CORPORATE GOVERNANCE

 
         
STATEMENT ON CORPORATE GOVERNANCE
 
MECHEM, a subsidiary of Denel (Pty) Ltd, endorses the code of corporate practices and conduct as contained in South Africa 's King ll Report and affirms its commitment to comply in all material respects with the principles incorporated in this report.
 
         
MECHEM is intent on implementing the highest standards of corporate governance. We are committed to good corporate citizenship and organisational integrity in the running of our affairs.  
         
This commitment provides stakeholders with the comfort that MECHEM's affairs are being managed in an ethical and disciplined manner. MECHEM's philosophy is founded on principles of transparency, accountability and responsibility.  
         
Compliance with the Public Finance Management Act of 1999 is an integral part of the objectives of the Company as approved by the Board of Directors.  
         
THE BOARD OF DIRECTORS AND BOARD COMMITTEES
 
The Denel Board appoints the MECHEM Board of Directors on behalf of the shareholder, the Government of South Africa.  
         
The directors maintain full and effective control over the affairs of the Company. In terms of the governance philosophy of the Company there is a separation of responsibility for running the Board and the executive responsibility for running the business.  
         
BOARD COMMITTEES
 
Specific responsibilities have been delegated to Board committees with defined terms of reference.

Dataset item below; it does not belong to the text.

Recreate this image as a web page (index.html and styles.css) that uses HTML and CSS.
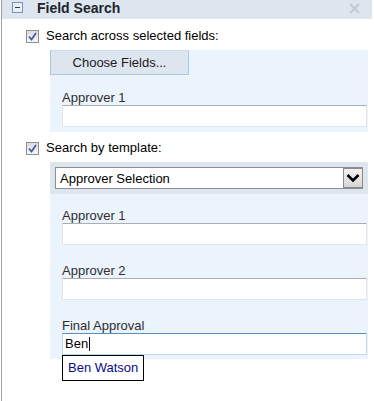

The Board committees are as follows:  
         
AUDIT AND RISK COMMITTEE
 
The Audit Committee consists of executive and non-executive directors of which the chairman is a non-executive director.  
         
The Audit Committee is in the process of adopting formal written terms of reference dealing with membership, structure and levels of authority and duties that will be approved by the Board. The Audit Committee will assist the Board in discharging its responsibilities to safeguard the Company's assets, maintaining adequate accounting records and developing and maintaining effective systems of internal control. Apart from overseeing the financial reporting process and compliance with accounting policies, Company policies, legal requirements and internal controls within the Company, the Committee will also review significant risk management issues and other significant risks facing the Company.  
         
PERSONNEL AND REMUNERATION COMMITTEE
 
The Personnel and Remuneration Committee shall operate within the terms of reference set by the Board. The responsibilities of the committee are, inter alia, to determine the Company's human resources policies and strategies, the remuneration strategies and the remuneration.